In Emacs version 18, byte-code was always executed by way of a call to
the function @code{byte-code}. Nowadays, byte-code is usually executed
as part of a byte-code function object, and only rarely through an
explicit call to @code{byte-code}.
@end defun
@node Docs and Compilation
@section Documentation Strings and Compilation
@cindex dynamic loading of documentation
Functions and variables loaded from a byte-compiled file access their
documentation strings dynamically from the file whenever needed. This
saves space within Emacs, and makes loading faster because the
documentation strings themselves need not be processed while loading the
file. Actual access to the documentation strings becomes slower as a
result, but this normally is not enough to bother users.

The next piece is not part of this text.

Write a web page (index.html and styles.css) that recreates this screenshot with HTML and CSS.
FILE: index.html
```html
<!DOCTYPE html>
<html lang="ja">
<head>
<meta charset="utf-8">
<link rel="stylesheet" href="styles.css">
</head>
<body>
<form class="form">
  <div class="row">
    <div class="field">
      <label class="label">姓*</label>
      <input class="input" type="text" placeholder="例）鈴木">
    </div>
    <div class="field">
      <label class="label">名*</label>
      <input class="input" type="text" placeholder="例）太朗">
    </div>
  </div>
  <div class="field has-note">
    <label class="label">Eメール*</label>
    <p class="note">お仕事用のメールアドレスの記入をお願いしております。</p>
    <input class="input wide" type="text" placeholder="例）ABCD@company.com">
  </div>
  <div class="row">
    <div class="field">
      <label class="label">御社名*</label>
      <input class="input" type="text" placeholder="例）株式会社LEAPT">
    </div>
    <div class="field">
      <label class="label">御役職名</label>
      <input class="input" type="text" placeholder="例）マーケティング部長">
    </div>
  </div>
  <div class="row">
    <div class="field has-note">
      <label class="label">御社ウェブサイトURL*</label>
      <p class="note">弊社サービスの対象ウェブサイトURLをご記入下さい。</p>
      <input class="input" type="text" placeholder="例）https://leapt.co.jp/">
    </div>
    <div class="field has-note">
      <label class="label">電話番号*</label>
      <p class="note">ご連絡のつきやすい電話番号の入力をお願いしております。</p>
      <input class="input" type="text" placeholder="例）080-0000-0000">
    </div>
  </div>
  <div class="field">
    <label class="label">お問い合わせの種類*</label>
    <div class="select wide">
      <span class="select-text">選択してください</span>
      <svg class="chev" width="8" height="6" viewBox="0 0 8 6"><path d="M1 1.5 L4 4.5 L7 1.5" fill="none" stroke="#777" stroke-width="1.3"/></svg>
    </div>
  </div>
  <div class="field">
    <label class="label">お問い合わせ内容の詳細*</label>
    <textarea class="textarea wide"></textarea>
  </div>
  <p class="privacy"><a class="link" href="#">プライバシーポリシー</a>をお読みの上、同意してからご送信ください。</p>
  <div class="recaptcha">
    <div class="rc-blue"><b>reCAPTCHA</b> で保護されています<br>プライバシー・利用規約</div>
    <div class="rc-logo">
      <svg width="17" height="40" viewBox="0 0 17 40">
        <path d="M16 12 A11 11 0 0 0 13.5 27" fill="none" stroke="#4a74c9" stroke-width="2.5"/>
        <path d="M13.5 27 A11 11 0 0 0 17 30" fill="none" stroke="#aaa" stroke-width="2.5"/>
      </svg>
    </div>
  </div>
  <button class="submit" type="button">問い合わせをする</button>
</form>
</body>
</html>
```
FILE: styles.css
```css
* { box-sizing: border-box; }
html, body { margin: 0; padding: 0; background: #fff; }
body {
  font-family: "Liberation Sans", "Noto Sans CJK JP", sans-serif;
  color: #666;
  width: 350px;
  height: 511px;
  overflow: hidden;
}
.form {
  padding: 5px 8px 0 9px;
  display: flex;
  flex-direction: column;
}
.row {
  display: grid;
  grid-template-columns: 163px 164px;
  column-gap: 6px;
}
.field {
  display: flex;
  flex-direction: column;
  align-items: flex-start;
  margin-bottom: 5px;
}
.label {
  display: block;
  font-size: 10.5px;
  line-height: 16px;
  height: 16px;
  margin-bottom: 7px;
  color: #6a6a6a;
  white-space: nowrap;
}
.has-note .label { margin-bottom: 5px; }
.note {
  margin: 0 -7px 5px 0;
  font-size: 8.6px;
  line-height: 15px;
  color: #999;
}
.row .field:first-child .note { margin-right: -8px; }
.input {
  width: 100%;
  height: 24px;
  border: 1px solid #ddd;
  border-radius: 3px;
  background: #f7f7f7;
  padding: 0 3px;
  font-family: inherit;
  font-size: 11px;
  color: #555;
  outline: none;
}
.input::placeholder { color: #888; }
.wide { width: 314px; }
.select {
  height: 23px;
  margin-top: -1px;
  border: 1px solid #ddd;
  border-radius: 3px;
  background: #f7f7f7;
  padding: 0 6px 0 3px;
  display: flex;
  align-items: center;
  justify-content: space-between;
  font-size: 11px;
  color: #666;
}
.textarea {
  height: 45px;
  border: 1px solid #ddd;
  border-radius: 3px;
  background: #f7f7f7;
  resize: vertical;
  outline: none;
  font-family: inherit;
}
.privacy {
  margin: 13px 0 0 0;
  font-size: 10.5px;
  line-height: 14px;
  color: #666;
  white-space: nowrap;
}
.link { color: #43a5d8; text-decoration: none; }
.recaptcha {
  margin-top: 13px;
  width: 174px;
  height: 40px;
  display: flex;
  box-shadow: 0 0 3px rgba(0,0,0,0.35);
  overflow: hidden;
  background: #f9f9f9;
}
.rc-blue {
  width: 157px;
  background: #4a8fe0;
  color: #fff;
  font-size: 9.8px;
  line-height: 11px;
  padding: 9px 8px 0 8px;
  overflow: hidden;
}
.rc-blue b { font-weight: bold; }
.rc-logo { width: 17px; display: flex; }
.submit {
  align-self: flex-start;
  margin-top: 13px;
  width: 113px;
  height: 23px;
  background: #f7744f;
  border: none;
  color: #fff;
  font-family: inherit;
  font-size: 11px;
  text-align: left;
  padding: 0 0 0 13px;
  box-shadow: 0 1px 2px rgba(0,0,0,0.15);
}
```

Dynamic access to documentation strings does have drawbacks:
@itemize @bullet
@item
If you delete or move the compiled file after loading it, Emacs can no
longer access the documentation strings for the functions and variables
in the file.
@item
If you alter the compiled file (such as by compiling a new version),
then further access to documentation strings in this file will give
nonsense results.
@end itemize
If your site installs Emacs following the usual procedures, these
problems will never normally occur. Installing a new version uses a new
directory with a different name; as long as the old version remains
installed, its files will remain unmodified in the places where they are
expected to be.
However, if you have built Emacs yourself and use it from the
directory where you built it, you will experience this problem
occasionally if you edit and recompile Lisp files. When it happens, you
can cure the problem by reloading the file after recompiling it.

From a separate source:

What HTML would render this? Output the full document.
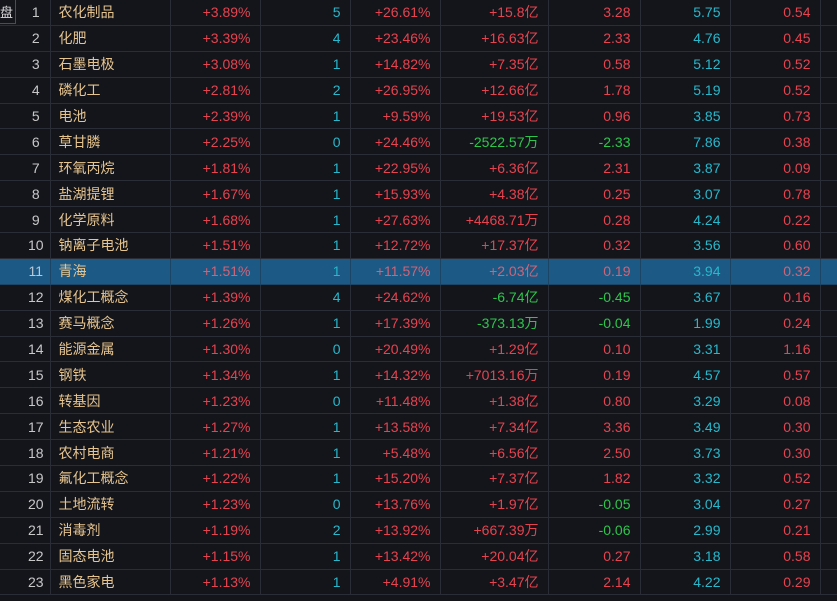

Byte-compiled files made with recent versions of Emacs (since 19.29)
will not load into older versions because the older versions don't
support this feature. You can turn off this feature at compile time by
setting @code{byte-compile-dynamic-docstrings} to @code{nil}; then you
can compile files that will load into older Emacs versions. You can do
this globally, or for one source file by specifying a file-local binding
for the variable. One way to do that is by adding this string to the
file's first line:
@example
-*-byte-compile-dynamic-docstrings: nil;-*-
@end example
@defvar byte-compile-dynamic-docstrings
If this is non-@code{nil}, the byte compiler generates compiled files
that are set up for dynamic loading of documentation strings.
@end defvar
@cindex @samp{#@@@var{count}}
@cindex @samp{#$}
The dynamic documentation string feature writes compiled files that
use a special Lisp reader construct, @samp{#@@@var{count}}. This
construct skips the next @var{count} characters. It also uses the
@samp{#$} construct, which stands for ``the name of this file, as a
string.'' It is usually best not to use these constructs in Lisp source
files, since they are not designed to be clear to humans reading the
file.
@node Dynamic Loading
@section Dynamic Loading of Individual Functions
@cindex dynamic loading of functions
@cindex lazy loading
When you compile a file, you can optionally enable the @dfn{dynamic
function loading} feature (also known as @dfn{lazy loading}). With
dynamic function loading, loading the file doesn't fully read the
function definitions in the file. Instead, each function definition
contains a place-holder which refers to the file. The first time each
function is called, it reads the full definition from the file, to
replace the place-holder.
The advantage of dynamic function loading is that loading the file
becomes much faster. This is a good thing for a file which contains
many separate user-callable functions, if using one of them does not
imply you will probably also use the rest. A specialized mode which
provides many keyboard commands often has that usage pattern: a user may
invoke the mode, but use only a few of the commands it provides.
The dynamic loading feature has certain disadvantages:
@itemize @bullet
@item
If you delete or move the compiled file after loading it, Emacs can no
longer load the remaining function definitions not already loaded.
@item
If you alter the compiled file (such as by compiling a new version),
then trying to load any function not already loaded will yield nonsense
results.
@end itemize
These problems will never happen in normal circumstances with
installed Emacs files. But they are quite likely to happen with Lisp
files that you are changing. The easiest way to prevent these problems
is to reload the new compiled file immediately after each recompilation.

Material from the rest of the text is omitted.